■ What is expected ■
Read the records below and copy each line that contains "this".
* Begin *
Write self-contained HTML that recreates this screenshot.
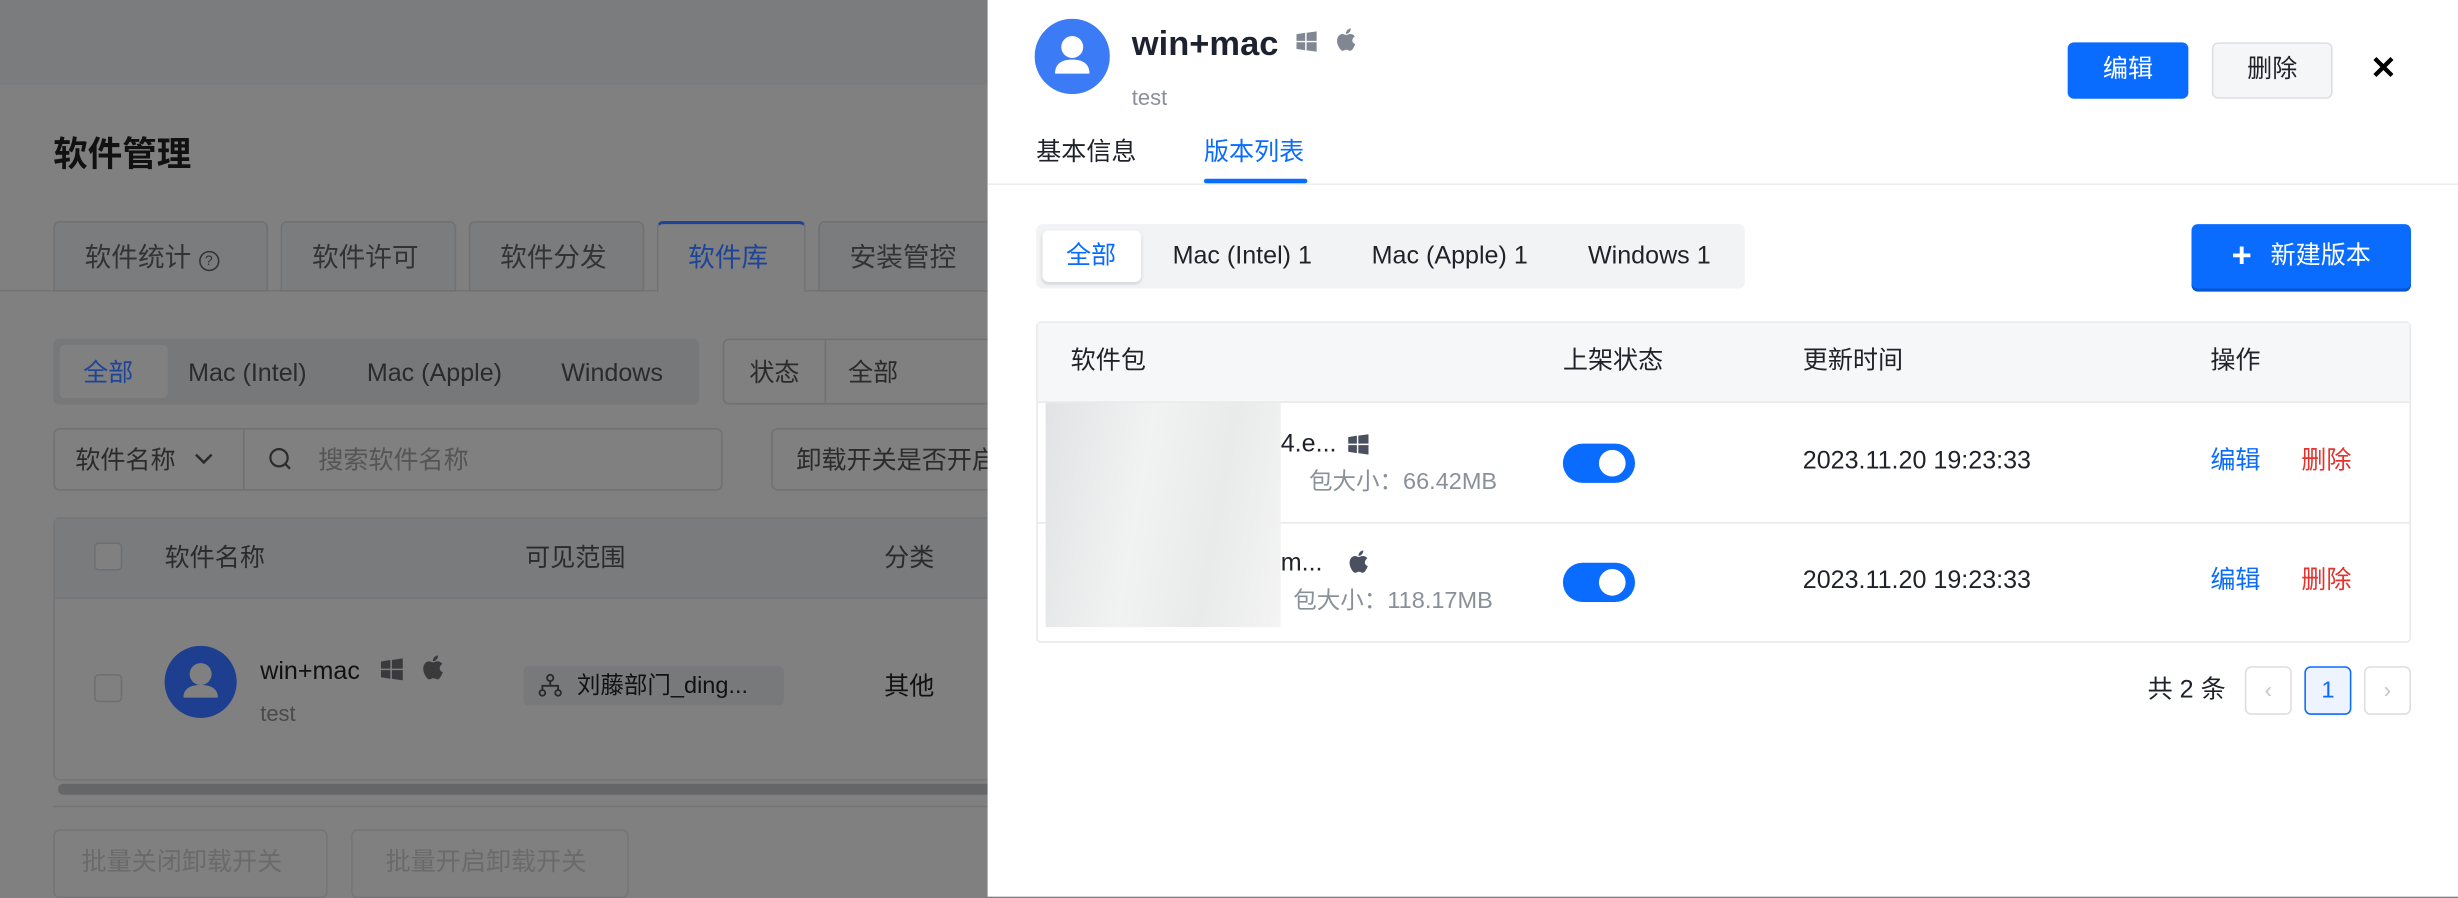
<!DOCTYPE html>
<html><head><meta charset="utf-8"><style>
*{box-sizing:border-box;margin:0;padding:0}
html,body{width:2458px;height:892px;overflow:hidden;background:#808080}
#w{position:absolute;left:0;top:0;width:1568px;height:572px;transform:scale(1.5676);transform-origin:0 0;font-family:"Liberation Sans","Noto Sans CJK SC",sans-serif;color:#222}
.a{position:absolute;white-space:nowrap;line-height:24px}
.L{color:#2b2b2b;font-size:16px}
.box{position:absolute;border:1px solid #707173;border-radius:4px}
.dr{position:absolute;left:630px;top:0;width:938px;height:572px;background:#fff}
.dr .a{color:#1f2329;font-size:16px}
.btn{position:absolute;border-radius:4px;display:flex;align-items:center;justify-content:center;font-size:16px;line-height:20px}
</style></head><body><div id="w">
<div class="a" style="left:0;top:0;width:630px;height:54px;background:#7b7c7e"></div>
<div class="a" style="left:34px;top:84px;font-size:22px;line-height:30px;font-weight:bold;color:#111">软件管理</div>
<div class="a" style="left:0;top:185px;width:630px;height:1px;background:#737476"></div>
<div class="box" style="left:34px;top:141px;width:137px;height:45px;background:#7b7c7e;border-radius:4px 4px 0 0"></div>
<div class="a L" style="left:54px;top:153px;font-size:17px;color:#333">软件统计 <span style="display:inline-block;width:13px;height:13px;border:1.3px solid #333;border-radius:50%;font-size:9px;text-align:center;line-height:11px;vertical-align:1px">?</span></div>
<div class="box" style="left:179px;top:141px;width:112px;height:45px;background:#7b7c7e;border-radius:4px 4px 0 0"></div>
<div class="a L" style="left:199px;top:153px;font-size:17px;color:#333">软件许可</div>
<div class="box" style="left:299px;top:141px;width:112px;height:45px;background:#7b7c7e;border-radius:4px 4px 0 0"></div>
<div class="a L" style="left:319px;top:153px;font-size:17px;color:#333">软件分发</div>
<div class="box" style="left:419px;top:141px;width:95px;height:45px;background:#808080;border-top:2px solid #1d4597;border-bottom:none;border-radius:4px 4px 0 0"></div>
<div class="a" style="left:439px;top:153px;font-size:17px;color:#1d4597">软件库</div>
<div class="box" style="left:522px;top:141px;width:115px;height:45px;background:#7b7c7e;border-radius:4px 4px 0 0"></div>
<div class="a L" style="left:542px;top:153px;font-size:17px;color:#333">安装管控</div>

<div class="a" style="left:34px;top:216px;width:412px;height:42px;background:#77787a;border-radius:4px"></div>
<div class="a" style="left:37px;top:219px;width:71px;height:36px;background:#808080;border-radius:4px;border:1px solid #767779"></div>
<div class="a" style="left:53px;top:227px;font-size:16px;color:#1d4597">全部</div>
<div class="a L" style="left:120px;top:227px">Mac (Intel)</div>
<div class="a L" style="left:234px;top:227px">Mac (Apple)</div>
<div class="a L" style="left:358px;top:227px">Windows</div>
<div class="box" style="left:461px;top:216px;width:180px;height:42px"></div>
<div class="a" style="left:526px;top:217px;width:1px;height:40px;background:#707173"></div>
<div class="a L" style="left:478px;top:227px">状态</div>
<div class="a L" style="left:541px;top:227px">全部</div>

<div class="box" style="left:34px;top:273px;width:427px;height:40px"></div>
<div class="a" style="left:155px;top:274px;width:1px;height:38px;background:#707173"></div>
<div class="a L" style="left:48px;top:283px">软件名称</div>
<svg class="a" style="left:124px;top:289px" width="12" height="8" viewBox="0 0 12 8"><path d="M1 1l5 5 5-5" stroke="#2b2b2b" stroke-width="1.6" fill="none"/></svg>
<svg class="a" style="left:171px;top:285px" width="16" height="16" viewBox="0 0 16 16"><circle cx="7" cy="7" r="5.5" stroke="#2b2b2b" stroke-width="1.4" fill="none"/><path d="M11 11l3 3" stroke="#2b2b2b" stroke-width="1.4"/></svg>
<div class="a" style="left:203px;top:283px;font-size:16px;color:#555">搜索软件名称</div>
<div class="box" style="left:492px;top:273px;width:160px;height:40px"></div>
<div class="a L" style="left:508px;top:283px">卸载开关是否开启</div>

<div class="box" style="left:34px;top:330px;width:620px;height:168px;border-color:#747577"></div>
<div class="a" style="left:35px;top:331px;width:600px;height:51px;background:#7a7b7d;border-bottom:1px solid #747577"></div>
<div class="a" style="left:60px;top:346px;width:18px;height:18px;border:1px solid #6e6f71;border-radius:3px;background:#808080"></div>
<div class="a L" style="left:105px;top:345px">软件名称</div>
<div class="a L" style="left:335px;top:345px">可见范围</div>
<div class="a L" style="left:564px;top:345px">分类</div>
<div class="a" style="left:60px;top:430px;width:18px;height:18px;border:1px solid #6e6f71;border-radius:3px;background:#808080"></div>
<div class="a" style="left:105px;top:412px;width:46px;height:46px;border-radius:50%;background:#1e3f8f"></div>
<svg class="a" style="left:105px;top:412px" width="46" height="46" viewBox="0 0 46 46"><circle cx="23" cy="18" r="7" fill="#808080"/><path d="M12 33c0-6 5-8 11-8s11 2 11 8z" fill="#808080"/></svg>
<div class="a" style="left:166px;top:417px;font-size:16px;color:#111">win+mac</div>
<svg class="a" style="left:243px;top:420px" width="14" height="14" viewBox="0 0 14 14"><path d="M0 2l6-1v5.5H0zM7 1l7-1v6.5H7zM0 7.5h6V13l-6-1zM7 7.5h7V14l-7-1z" fill="#3a3a3c"/></svg>
<svg class="a" style="left:269px;top:418px" width="14" height="16" viewBox="0 0 14 16"><path d="M11.5 8.5c0-2 1.6-2.9 1.7-3-1-1.4-2.4-1.6-2.9-1.6-1.2-.1-2.4.7-3 .7-.6 0-1.6-.7-2.6-.7C3.3 3.9 1 5.2 1 8.6c0 1.2.3 2.5.9 3.6.6 1.2 1.7 3.3 3 3.2 1 0 1.4-.7 2.6-.7s1.5.7 2.6.7c1.2 0 2.1-1.8 2.7-3 .5-.9.7-1.5.7-1.6-.1 0-2-.8-2-2.3zM9.5 2.7c.6-.7 1-1.6.9-2.6-.8 0-1.8.5-2.4 1.2-.5.6-1 1.6-.9 2.5.9.1 1.8-.4 2.4-1.1z" fill="#3a3a3c"/></svg>
<div class="a" style="left:166px;top:443px;font-size:14px;color:#4a4a4a">test</div>
<div class="a" style="left:334px;top:425px;width:166px;height:25px;background:#78797b;border-radius:3px"></div>
<svg class="a" style="left:343px;top:429px" width="16" height="16" viewBox="0 0 16 16" fill="none" stroke="#2b2b2b" stroke-width="1.2"><circle cx="8" cy="3.5" r="2"/><circle cx="3" cy="13" r="1.8"/><circle cx="13" cy="13" r="1.8"/><path d="M8 5.5v3M3 11V8.5h10V11"/></svg>
<div class="a" style="left:368px;top:426px;font-size:15px;color:#111">刘藤部门_ding...</div>
<div class="a" style="left:564px;top:427px;font-size:16px;color:#111">其他</div>
<div class="a" style="left:37px;top:500px;width:600px;height:7px;background:#656668;border-radius:4px"></div>
<div class="a" style="left:34px;top:514px;width:600px;height:1px;background:#747577"></div>
<div class="box" style="left:34px;top:529px;width:175px;height:44px;border-color:#747577"></div>
<div class="a" style="left:52px;top:539px;font-size:16px;color:#6a6a6a">批量关闭卸载开关</div>
<div class="box" style="left:224px;top:529px;width:177px;height:44px;border-color:#747577"></div>
<div class="a" style="left:246px;top:539px;font-size:16px;color:#6a6a6a">批量开启卸载开关</div>

<div class="dr">
<svg class="a" style="left:30px;top:12px" width="48" height="48" viewBox="0 0 48 48"><circle cx="24" cy="24" r="24" fill="#3b7bf6"/><circle cx="24" cy="18" r="7" fill="#fff"/><path d="M13 35c0-7 5-9 11-9s11 2 11 9z" fill="#fff"/></svg>
<div class="a" style="left:92px;top:13px;font-size:22px;line-height:30px;font-weight:bold;color:#1c2230">win+mac</div>
<svg class="a" style="left:197px;top:20px" width="13" height="13" viewBox="0 0 14 14"><path d="M0 2l6-1v5.5H0zM7 1l7-1v6.5H7zM0 7.5h6V13l-6-1zM7 7.5h7V14l-7-1z" fill="#808792"/></svg>
<svg class="a" style="left:222px;top:18px" width="13" height="15" viewBox="0 0 14 16"><path d="M11.5 8.5c0-2 1.6-2.9 1.7-3-1-1.4-2.4-1.6-2.9-1.6-1.2-.1-2.4.7-3 .7-.6 0-1.6-.7-2.6-.7C3.3 3.9 1 5.2 1 8.6c0 1.2.3 2.5.9 3.6.6 1.2 1.7 3.3 3 3.2 1 0 1.4-.7 2.6-.7s1.5.7 2.6.7c1.2 0 2.1-1.8 2.7-3 .5-.9.7-1.5.7-1.6-.1 0-2-.8-2-2.3zM9.5 2.7c.6-.7 1-1.6.9-2.6-.8 0-1.8.5-2.4 1.2-.5.6-1 1.6-.9 2.5.9.1 1.8-.4 2.4-1.1z" fill="#808792"/></svg>
<div class="a" style="left:92px;top:50px;font-size:14px;color:#8a909a">test</div>
<div class="btn" style="left:689px;top:27px;width:77px;height:36px;background:#0a6cff;color:#fff">编辑</div>
<div class="btn" style="left:781px;top:27px;width:77px;height:36px;background:#f5f6f7;border:1px solid #dcdee2;color:#1f2329">删除</div>
<div class="a" style="left:882px;top:32px;font-size:20px;font-weight:bold;color:#000">✕</div>
<div class="a" style="left:31px;top:86px">基本信息</div>
<div class="a" style="left:138px;top:86px;color:#0a6cff!important">版本列表</div>
<div class="a" style="left:138px;top:114px;width:66px;height:3px;background:#0a6cff;border-radius:2px"></div>
<div class="a" style="left:0;top:117px;width:938px;height:1px;background:#ebedf0"></div>

<div class="a" style="left:31px;top:143px;width:452px;height:41px;background:#f2f3f5;border-radius:4px"></div>
<div class="a" style="left:35px;top:147px;width:63px;height:33px;background:#fff;border-radius:4px;box-shadow:0 1px 2px rgba(0,0,0,.15)"></div>
<div class="a" style="left:50px;top:152px;color:#0a6cff!important">全部</div>
<div class="a" style="left:118px;top:152px">Mac (Intel) 1</div>
<div class="a" style="left:245px;top:152px">Mac (Apple) 1</div>
<div class="a" style="left:383px;top:152px">Windows 1</div>
<div class="btn" style="left:768px;top:143px;width:140px;height:41px;background:#0a6cff;color:#fff;box-shadow:0 2px 0 #0656d0"><span style="font-size:22px;font-weight:bold;margin-right:12px;margin-top:-2px">+</span>新建版本</div>

<div class="a" style="left:31px;top:205px;width:877px;height:205px;border:1px solid #e8e9eb;border-radius:3px"></div>
<div class="a" style="left:32px;top:206px;width:875px;height:51px;background:#f6f7f9;border-bottom:1px solid #e8e9eb"></div>
<div class="a" style="left:53px;top:219px">软件包</div>
<div class="a" style="left:367px;top:219px">上架状态</div>
<div class="a" style="left:520px;top:219px">更新时间</div>
<div class="a" style="left:780px;top:219px">操作</div>
<div class="a" style="left:32px;top:333px;width:875px;height:1px;background:#e8e9eb"></div>
<div class="a" style="left:37px;top:257px;width:150px;height:143px;background:linear-gradient(100deg,#e2e3e4,#f1f2f2 40%,#e9eaea 70%,#f4f4f4)"></div>
<div class="a" style="left:187px;top:272px">4.e...</div>
<svg class="a" style="left:230px;top:277px" width="13" height="13" viewBox="0 0 14 14"><path d="M0 2l6-1v5.5H0zM7 1l7-1v6.5H7zM0 7.5h6V13l-6-1zM7 7.5h7V14l-7-1z" fill="#4a5060"/></svg>
<div class="a" style="left:205px;top:296px;font-size:15px;color:#8a909a!important">包大小：66.42MB</div>
<div class="a" style="left:187px;top:348px">m...</div>
<svg class="a" style="left:230px;top:351px" width="13" height="15" viewBox="0 0 14 16"><path d="M11.5 8.5c0-2 1.6-2.9 1.7-3-1-1.4-2.4-1.6-2.9-1.6-1.2-.1-2.4.7-3 .7-.6 0-1.6-.7-2.6-.7C3.3 3.9 1 5.2 1 8.6c0 1.2.3 2.5.9 3.6.6 1.2 1.7 3.3 3 3.2 1 0 1.4-.7 2.6-.7s1.5.7 2.6.7c1.2 0 2.1-1.8 2.7-3 .5-.9.7-1.5.7-1.6-.1 0-2-.8-2-2.3zM9.5 2.7c.6-.7 1-1.6.9-2.6-.8 0-1.8.5-2.4 1.2-.5.6-1 1.6-.9 2.5.9.1 1.8-.4 2.4-1.1z" fill="#4a5060"/></svg>
<div class="a" style="left:195px;top:372px;font-size:15px;color:#8a909a!important">包大小：118.17MB</div>
<div class="a" style="left:367px;top:283px;width:46px;height:25px;background:#0a6cff;border-radius:13px"></div>
<div class="a" style="left:390px;top:287px;width:17px;height:17px;background:#fff;border-radius:50%"></div>
<div class="a" style="left:367px;top:359px;width:46px;height:25px;background:#0a6cff;border-radius:13px"></div>
<div class="a" style="left:390px;top:363px;width:17px;height:17px;background:#fff;border-radius:50%"></div>
<div class="a" style="left:520px;top:283px">2023.11.20 19:23:33</div>
<div class="a" style="left:520px;top:359px">2023.11.20 19:23:33</div>
<div class="a" style="left:780px;top:283px;color:#0a6cff!important">编辑</div>
<div class="a" style="left:838px;top:283px;color:#e5322d!important">删除</div>
<div class="a" style="left:780px;top:359px;color:#0a6cff!important">编辑</div>
<div class="a" style="left:838px;top:359px;color:#e5322d!important">删除</div>

<div class="a" style="left:740px;top:429px;font-size:16px">共 2 条</div>
<div class="a" style="left:802px;top:425px;width:30px;height:31px;border:1px solid #dcdee2;border-radius:4px;text-align:center;line-height:28px;color:#c0c4cc;font-size:14px">‹</div>
<div class="a" style="left:840px;top:425px;width:30px;height:31px;border:1px solid #0a6cff;background:#eef4ff;border-radius:4px;text-align:center;line-height:29px;color:#0a6cff!important;font-size:15px">1</div>
<div class="a" style="left:878px;top:425px;width:30px;height:31px;border:1px solid #dcdee2;border-radius:4px;text-align:center;line-height:28px;color:#c0c4cc;font-size:14px">›</div>
</div>
</div></body></html>
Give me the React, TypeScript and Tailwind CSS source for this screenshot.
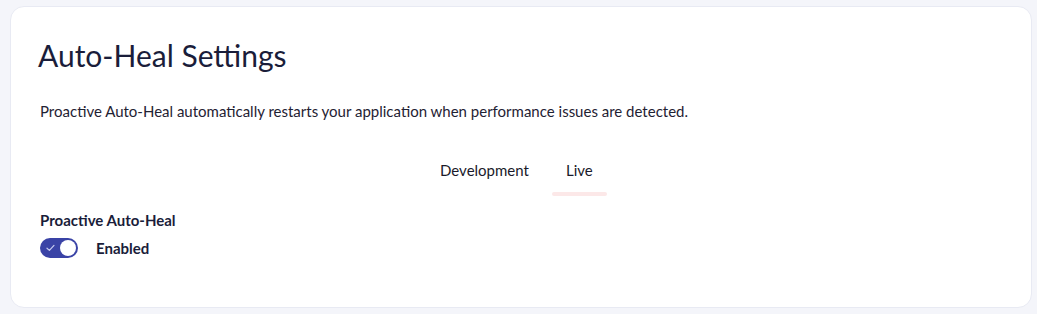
export default function App() {
  return (
    <div className="min-h-[314px] bg-[#f4f5fa] pl-[10px] pr-[5px] pt-[6px] pb-[6px]" style={{ fontFamily: "Lato, 'Noto Sans', sans-serif" }}>
      <div className="h-[302px] rounded-[14px] border border-[#e8eaf3] bg-white px-[29px] pt-[30px]">
        <h1 className="-ml-[2px] text-[30px] leading-[36px] text-[#1a1d3a]">Auto-Heal Settings</h1>
        <p className="mt-[28px] text-[15px] leading-[20px] text-[#1f2233]">
          Proactive Auto-Heal automatically restarts your application when performance issues are detected.
        </p>
        <div className="mt-[36px] flex justify-center gap-[22px] pl-[4px] text-[15px] text-[#1a1a2a]">
          <div className="px-[1px] pb-[12px] pt-[2px]">Development</div>
          <div className="flex flex-col items-center">
            <div className="px-[14px] pb-[10px] pt-[2px]">Live</div>
            <div className="h-[4px] w-[55px] rounded-full bg-[#fce8e8]" />
          </div>
        </div>
        <div className="mt-[14px] text-[15px] font-bold leading-[20px] text-[#1a1d3a]">Proactive Auto-Heal</div>
        <div className="mt-[7px] flex items-center gap-[18px]">
          <div className="flex h-[20px] w-[38px] items-center justify-between rounded-full bg-[#3a43a6] pl-[6px] pr-[2px]">
            <svg width="9" height="8" viewBox="0 0 9 8" fill="none">
              <path d="M1 4.2 L3.4 6.4 L8 1.4" stroke="#c9cdf0" strokeWidth="1.2" strokeLinecap="round" strokeLinejoin="round" />
            </svg>
            <div className="h-[16px] w-[16px] rounded-full bg-white" />
          </div>
          <span className="text-[15px] font-bold text-[#1a1d3a]">Enabled</span>
        </div>
      </div>
    </div>
  );
}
* End *
■ Task output ■
Write self-contained HTML that recreates this screenshot.
Give me the React, TypeScript and Tailwind CSS source for this screenshot.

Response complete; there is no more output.